The Myth of the Sad Meaning
There’s a long-standing internet rumor that drummer Will Champion wrote the song for his mother who was passing away. People point to the line "your skin and bones turn into something beautiful" as a reference to terminal illness.
It’s a touching sentiment. It's also not true.
While Will's mother did sadly pass away around that era, the band has consistently stated the song is about unrequited love and general devotion. Chris Martin famously told a crowd that it’s about "all girls" (or anyone you care about). It’s designed to be a vessel for whatever you’re going through.
Why "Yellow" Still Dominates in 2026
If you look at the charts today, "Yellow" isn't just a nostalgia trip. It’s a TikTok powerhouse. The "slowed + reverb" versions have given the song a second life with Gen Z and Gen Alpha, who use it for everything from "get ready with me" videos to tribute montages.
It’s weirdly versatile.
- Live Performance: It’s been played over 1,200 times. It is the climax of their "Music of the Spheres" tour, where the entire stadium turns into a literal sea of yellow LED wristbands.
- Simplicity: Unlike the baroque pop of "Viva La Vida" or the EDM pulse of "A Sky Full of Stars," "Yellow" is built on a specific guitar tuning (EABGBE) that gives it a shimmering, dazed sound.

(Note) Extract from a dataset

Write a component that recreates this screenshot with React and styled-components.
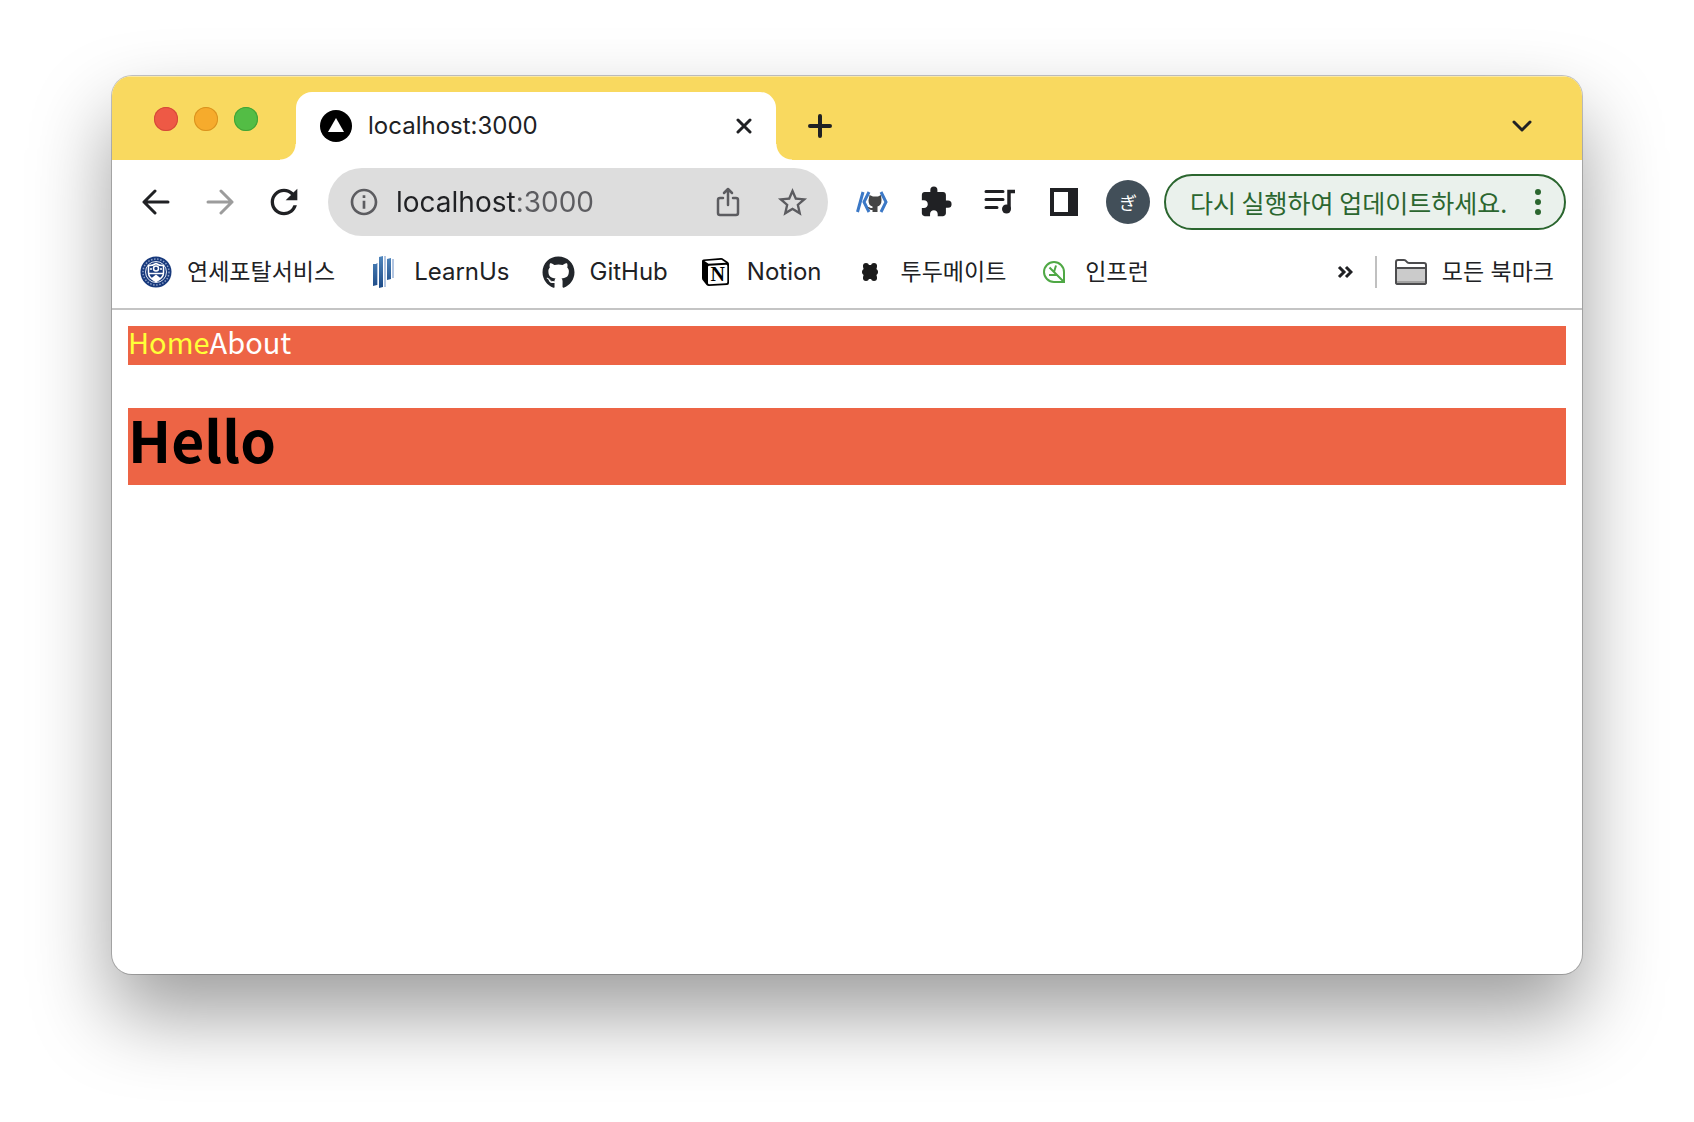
import React from "react";
import styled, { createGlobalStyle } from "styled-components";
import { MdExtension, MdRefresh, MdStarBorder, MdInfoOutline } from "react-icons/md";
import { FaGithub } from "react-icons/fa";

const uiFont = 'Inter, "Noto Sans CJK KR", sans-serif';
const ink = "#202124";
const muted = "#5c5c60";

const GlobalStyle = createGlobalStyle`
  *, *::before, *::after { box-sizing: border-box; }
  body { margin: 0; background: #fff; }
  button { border: 0; padding: 0; background: none; color: inherit; font: inherit; cursor: pointer; }
  a { text-decoration: none; }
  svg { display: block; flex: none; }
`;

const Desktop = styled.main`
  display: flex;
  min-height: 100vh;
  padding: 76px 112px 148px;
`;

const Window = styled.section`
  flex: 1;
  min-width: 0;
  display: flex;
  flex-direction: column;
  overflow: hidden;
  border-radius: 20px;
  background: #fff;
  color: ${ink};
  font-family: ${uiFont};
  box-shadow: 0 0 0 1px rgba(0, 0, 0, 0.22), 0 40px 80px rgba(0, 0, 0, 0.39);
`;

const TabStrip = styled.header`
  display: flex;
  align-items: flex-end;
  height: 84px;
  padding: 2px 24px 0 42px;
  background: #f9d95f;
  box-shadow: inset 0 2px 0 -1px #fbe9a5;
`;

const TrafficLights = styled.div`
  display: flex;
  align-self: center;
  gap: 16px;
  width: 142px;
`;

const Light = styled.button`
  width: 24px;
  height: 24px;
  border-radius: 50%;
  background: ${(p) => p.$fill};
  box-shadow: inset 0 0 0 1px ${(p) => p.$edge};
`;

const Tab = styled.div`
  position: relative;
  display: flex;
  align-items: center;
  gap: 16px;
  width: 480px;
  height: 68px;
  padding: 0 16px 0 24px;
  border-radius: 16px 16px 0 0;
  background: #fff;

  &::before,
  &::after {
    content: "";
    position: absolute;
    bottom: 0;
    width: 16px;
    height: 16px;
  }
  &::before {
    right: 100%;
    background: radial-gradient(circle at 0 0, transparent 15px, #fff 16px);
  }
  &::after {
    left: 100%;
    background: radial-gradient(circle at 100% 0, transparent 15px, #fff 16px);
  }
`;

const TabTitle = styled.span`
  flex: 1;
  font-size: 24px;
  line-height: 32px;
`;

const IconButton = styled.button`
  display: flex;
  align-items: center;
  justify-content: center;
  flex: none;
  width: ${(p) => p.$width || 56}px;
  height: 56px;
  color: ${(p) => p.$color || ink};
`;

const CloseButton = styled(IconButton)`
  width: 32px;
  height: 32px;
`;

const StripButton = styled(IconButton)`
  height: 68px;
  margin-left: ${(p) => (p.$end ? "auto" : "16px")};
  width: ${(p) => (p.$end ? 72 : 56)}px;
`;

const Toolbar = styled.div`
  display: flex;
  align-items: center;
  height: 84px;
  padding: 0 16px;
`;

const ButtonRow = styled.div`
  display: flex;
  gap: 8px;
`;

const AddressBar = styled.div`
  flex: 1;
  min-width: 0;
  display: flex;
  align-items: center;
  gap: 8px;
  height: 68px;
  margin: 0 16px;
  padding: 0 8px 0 12px;
  border-radius: 34px;
  background: #dddddd;
`;

const AddressInput = styled.input`
  flex: 1;
  min-width: 0;
  height: 56px;
  padding: 0;
  border: 0;
  outline: 0;
  font: 28px/36px ${uiFont};
  color: ${ink};
  background: linear-gradient(90deg, ${ink} 119px, ${muted} 119px);
  -webkit-background-clip: text;
  background-clip: text;
  -webkit-text-fill-color: transparent;
`;

const Avatar = styled.button`
  width: 44px;
  height: 44px;
  margin: 0 14px;
  border-radius: 50%;
  background: #424f59;
  color: #fff;
  font: 18px/44px "Noto Sans CJK JP", sans-serif;
`;

const UpdateButton = styled.button`
  display: flex;
  align-items: center;
  justify-content: space-between;
  flex: none;
  width: 402px;
  height: 56px;
  padding: 0 23px 0 24px;
  border: 2px solid #2b662f;
  border-radius: 28px;
  background: #eaf1ec;
  color: #2b662f;
  font-family: "Noto Sans CJK KR", sans-serif;
  font-size: 25px;
  line-height: 32px;
  white-space: nowrap;
`;

const BookmarkBar = styled.nav`
  display: flex;
  align-items: center;
  gap: 32px;
  height: 66px;
  padding: 0 28px 8px;
  border-bottom: 2px solid #c4c4c4;
`;

const Bookmark = styled.a`
  display: flex;
  align-items: center;
  gap: 15px;
  color: ${ink};
  font-size: 24px;
  line-height: 32px;
  white-space: nowrap;

  &:lang(ko) {
    font-size: 23px;
  }
`;

const BookmarkEnd = styled.div`
  display: flex;
  align-items: center;
  gap: 18px;
  margin-left: auto;
`;

const Divider = styled.span`
  width: 2px;
  height: 32px;
  background: #c0c0c0;
`;

const Page = styled.div`
  flex: 1;
  padding: 16px;
  font-family: "Noto Sans CJK KR", sans-serif;
`;

const SiteNav = styled.nav`
  display: flex;
  padding-bottom: 8px;
  background: #ed6445;
  font-size: 29px;
  line-height: 31px;
`;

const SiteLink = styled.a`
  color: ${(p) => (p.$active ? "#ffff38" : "#fff")};
`;

const Heading = styled.h1`
  margin: 43px 0 0;
  padding-bottom: 16px;
  background: #ed6445;
  color: #000;
  font-size: 57px;
  font-weight: 700;
  line-height: 61px;
`;

const Stroke = ({ size, width = 3, children, ...rest }) => (
  <svg width={size} height={size} viewBox={`0 0 ${size} ${size}`} fill="none" stroke="currentColor"
    strokeWidth={width} strokeLinecap="round" strokeLinejoin="round" aria-hidden="true" {...rest}>
    {children}
  </svg>
);

const Favicon = () => (
  <svg width="32" height="32" viewBox="0 0 32 32" aria-hidden="true">
    <circle cx="16" cy="16" r="16" fill="#000" />
    <path d="M16 8l8 14H8z" fill="#fff" />
  </svg>
);

const RepoExtensionIcon = () => (
  <svg width="32" height="24" viewBox="0 0 32 24" aria-hidden="true">
    <path d="M7 2L1.500 22M13 2L8 12l5 10M25 2l5 10-5 10" fill="none" stroke="#3b78c6" strokeWidth="3" />
    <path d="M13.500 5l3.500 1.500h5L25 5l.5 5c0 4-1.500 6-4 6.500V22h-5v-2c-3 .5-3.500-1.500-5-3 2-.5 2.500 1.500 5 1v-1.500c-2.500-.5-4-2.500-4-6z" fill="#454545" />
  </svg>
);

const QueueMusicIcon = () => (
  <Stroke size={34}>
    <path d="M3 6.500h17M3 14.500h17M3 22.500h11" />
    <path d="M32 6.500h-6V24" strokeWidth="3.500" strokeLinecap="butt" strokeLinejoin="miter" />
    <circle cx="23.500" cy="24" r="4.500" fill="currentColor" stroke="none" />
  </Stroke>
);

const SidePanelIcon = () => (
  <svg width="28" height="28" viewBox="0 0 28 28" fill="currentColor" fillRule="evenodd" aria-hidden="true">
    <path d="M0 0h28v28H0zM4 4v20h14V4z" />
  </svg>
);

const DotsIcon = () => (
  <svg width="6" height="28" viewBox="0 0 6 28" fill="currentColor" aria-hidden="true">
    <circle cx="3" cy="4" r="3" /><circle cx="3" cy="14" r="3" /><circle cx="3" cy="24" r="3" />
  </svg>
);

const CrestIcon = () => (
  <svg width="32" height="32" viewBox="0 0 32 32" fill="none" aria-hidden="true">
    <circle cx="16" cy="16" r="15.500" fill="#17397c" />
    <circle cx="16" cy="16" r="13" stroke="#8fa2c8" strokeWidth="1.500" strokeDasharray="1.500 1.600" />
    <circle cx="16" cy="16" r="10.500" fill="#17397c" stroke="#dfe5f1" />
    <path d="M8.500 9.500c3 .5 5-.5 7.500-2 2.500 1.500 4.500 2.500 7.500 2V17c0 4-3.500 6.500-7.500 8.500-4-2-7.500-4.500-7.500-8.500z" fill="#17397c" stroke="#fff" strokeWidth="1.500" />
    <circle cx="16" cy="12.500" r="2.500" stroke="#fff" strokeWidth="1.500" />
    <path d="M10 13h2M20 13h2M9 17.500h14" stroke="#fff" strokeWidth="1.600" />
    <path d="M16 18.500l5 4-5 3-5-3z" fill="#fff" />
  </svg>
);

const LearnUsIcon = () => (
  <svg width="32" height="32" viewBox="0 0 32 32" aria-hidden="true">
    <defs>
      <linearGradient id="bars" x1="0" y1="0" x2="0" y2="1">
        <stop offset="0" stopColor="#4f86bd" />
        <stop offset="1" stopColor="#1d4a86" />
      </linearGradient>
    </defs>
    <path d="M9 7h2v22H9zM17 0h2v31h-2zM25 3h2v19h-2z" fill="#b3c6e2" />
    <path d="M6 8h4v21l-4 1zM12 1l4-1v31l-4 1zM20 3l4-1v21l-4 1z" fill="url(#bars)" />
  </svg>
);

const NotionIcon = () => (
  <svg width="32" height="32" viewBox="0 0 32 32" aria-hidden="true">
    <path d="M2 5q0-1.500 1.500-1.500L21 2q1.500 0 2.500 1l4.500 3q1 1 1 2v19q0 2-2 2L9 30q-1.500 0-2.500-1L3 24.500Q2 23.500 2 22z" fill="#000" />
    <path d="M4.500 5L21.500 3.700 26 6.700 8.500 7.800z" fill="#fff" />
    <path d="M8 11q0-1.200 1.200-1.300L26 8.700q1.300 0 1.300 1.200v16q0 1.300-1.300 1.400L9.300 28.200Q8 28.200 8 27z" fill="#fff" />
    <text x="17.700" y="25" textAnchor="middle" fontFamily="'Liberation Serif', serif" fontWeight="700" fontSize="20" fill="#000">N</text>
  </svg>
);

const CloverIcon = () => (
  <svg width="32" height="32" viewBox="0 0 32 32" fill="#1b1b1b" aria-hidden="true">
    <rect x="9.500" y="9" width="13" height="14" />
    <circle cx="12" cy="10" r="3" /><circle cx="20" cy="10" r="3" />
    <circle cx="11" cy="16" r="3" /><circle cx="21" cy="16" r="3" />
    <circle cx="12" cy="22" r="3" /><circle cx="20" cy="22" r="3" />
  </svg>
);

const LeafIcon = () => (
  <svg width="32" height="32" viewBox="0 0 32 32" fill="none" stroke="#4fa845" strokeWidth="2" aria-hidden="true">
    <path d="M26 26H16A10 10 0 1 1 26 16zM26 26L11.500 11.500M16 16l2-6.500M18 19h-7" />
  </svg>
);

const FolderIcon = () => (
  <svg width="32" height="26" viewBox="0 0 32 26" fill="#fff" stroke="#4c4c4e" strokeWidth="2" aria-hidden="true">
    <path d="M1 23V3q0-2 2-2h6q1.500 0 2.500 1.500T14 4h15q2 0 2 2v17q0 2-2 2H3q-2 0-2-2z" />
    <path d="M1 9h30v14q0 2-2 2H3q-2 0-2-2z" fill="#cbcbcb" />
    <path d="M2 23h28" stroke="#a2a2a2" />
  </svg>
);

const lights = [
  ["닫기", "#ee5945", "#d44a38"],
  ["최소화", "#f6ab2c", "#d9931f"],
  ["확대", "#53bd45", "#43a336"],
];

const bookmarks = [
  ["연세포탈서비스", "ko", <CrestIcon />],
  ["LearnUs", "en", <LearnUsIcon />],
  ["GitHub", "en", <FaGithub size={33} color="#22262b" />],
  ["Notion", "en", <NotionIcon />],
  ["투두메이트", "ko", <CloverIcon />],
  ["인프런", "ko", <LeafIcon />],
];

export default function App() {
  return (
    <Desktop>
      <GlobalStyle />
      <Window>
        <TabStrip>
          <TrafficLights>
            {lights.map(([name, fill, edge]) => (
              <Light key={name} type="button" aria-label={name} $fill={fill} $edge={edge} />
            ))}
          </TrafficLights>
          <Tab>
            <Favicon />
            <TabTitle>localhost:3000</TabTitle>
            <CloseButton type="button" aria-label="탭 닫기">
              <Stroke size={16}><path d="M2 2l12 12M14 2L2 14" /></Stroke>
            </CloseButton>
          </Tab>
          <StripButton type="button" aria-label="새 탭">
            <Stroke size={24} width={4}><path d="M12 2v20M2 12h20" /></Stroke>
          </StripButton>
          <StripButton type="button" aria-label="탭 검색" $end>
            <Stroke size={20}><path d="M2 6l8 8 8-8" /></Stroke>
          </StripButton>
        </TabStrip>

        <Toolbar>
          <ButtonRow>
            <IconButton type="button" aria-label="뒤로">
              <Stroke size={28}><path d="M26 14H2M13 3L2 14l11 11" /></Stroke>
            </IconButton>
            <IconButton type="button" aria-label="앞으로" $color="#9c9c9c">
              <Stroke size={28}><path d="M2 14h24M15 3l11 11-11 11" /></Stroke>
            </IconButton>
            <IconButton type="button" aria-label="새로고침">
              <MdRefresh size={40} />
            </IconButton>
          </ButtonRow>
          <AddressBar>
            <IconButton type="button" aria-label="사이트 정보" $width={48} $color={muted}>
              <MdInfoOutline size={32} />
            </IconButton>
            <AddressInput aria-label="주소" defaultValue="localhost:3000" spellCheck={false} />
            <IconButton type="button" aria-label="공유" $color={muted}>
              <Stroke size={32} width={2}>
                <path d="M11 12H8q-2 0-2 2v13q0 2 2 2h16q2 0 2-2V14q0-2-2-2h-3M16 19V3M12 7l4-4 4 4" strokeWidth="2.500" />
              </Stroke>
            </IconButton>
            <IconButton type="button" aria-label="북마크에 추가" $color={muted}>
              <MdStarBorder size={35} />
            </IconButton>
          </AddressBar>
          <ButtonRow>
            <IconButton type="button" aria-label="GitHub 확장 프로그램"><RepoExtensionIcon /></IconButton>
            <IconButton type="button" aria-label="확장 프로그램"><MdExtension size={34} /></IconButton>
            <IconButton type="button" aria-label="미디어 제어"><QueueMusicIcon /></IconButton>
            <IconButton type="button" aria-label="사이드 패널"><SidePanelIcon /></IconButton>
          </ButtonRow>
          <Avatar type="button">ぎ</Avatar>
          <UpdateButton type="button">
            다시 실행하여 업데이트하세요.
            <DotsIcon />
          </UpdateButton>
        </Toolbar>

        <BookmarkBar aria-label="북마크">
          {bookmarks.map(([name, lang, icon]) => (
            <Bookmark key={name} href="#" lang={lang}>{icon}{name}</Bookmark>
          ))}
          <BookmarkEnd>
            <IconButton type="button" aria-label="북마크 더보기" $width={24}>
              <Stroke size={16} width={3} strokeLinecap="butt" strokeLinejoin="miter">
                <path d="M2 3l5 5-5 5M9 3l5 5-5 5" />
              </Stroke>
            </IconButton>
            <Divider />
            <Bookmark href="#" lang="ko"><FolderIcon />모든 북마크</Bookmark>
          </BookmarkEnd>
        </BookmarkBar>

        <Page>
          <SiteNav>
            <SiteLink href="#" $active>Home</SiteLink>
            <SiteLink href="#">About</SiteLink>
          </SiteNav>
          <Heading>Hello</Heading>
        </Page>
      </Window>
    </Desktop>
  );
}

- The Video: That iconic shot of a rain-soaked, squinting Chris Martin walking along Studland Bay was actually a fluke. It was supposed to be the whole band on a sunny beach with extras, but it rained, the extras went home, and they only had Chris.
It ended up being the most important branding move they ever made.
Breaking Down the Competition
Let's be real: "Something Just Like This" is a gym song. "Viva La Vida" is a history lesson. "The Scientist" is for when you've just been dumped. But Coldplay's most popular song, "Yellow," is the one that covers all bases. It’s romantic but also melancholic. It’s loud enough for a stadium but quiet enough for a bedroom.
The data supports this. On January 1, 2026, Coldplay saw a massive spike of over 440,000 new monthly listeners. A huge chunk of that traffic went straight to their 2000s classics, not the newer stuff. "Yellow" is currently pulling in over 2 million streams per day.
How to Actually "Experience" the Song Today
If you’re a casual fan, you’ve probably only heard the radio edit. To really get why this song defines the band, you have to look deeper into the technical side and the live culture.
- Check the 2026 Live Recordings: The version from the Moon Music promo shows has a stripped-back intro that highlights the raw vocal grit Chris still has.
- Learn the Tuning: If you play guitar, don't use standard tuning. The "shimmer" comes from that EABGBE setup. It makes the open strings drone in a way that sounds like a much larger band.
- Watch the "Studland Bay" Recreation: Fans still flock to that beach in Dorset to film their own versions of the walk. It's become a weird pilgrimage site for the "Coldplay-verse."
The beauty of this track is its lack of pretension. It’s a song about nothing that ended up meaning everything. It proved that you don't need a complex metaphor if you have a word that just sounds right. Yellow isn't just a color on a page; it's the sound of a band that was about to take over the world.
To get the most out of your Coldplay deep-dive, try listening to the Parachutes album from start to finish. It puts "Yellow" in its original context—a burst of light in the middle of a very moody, acoustic record.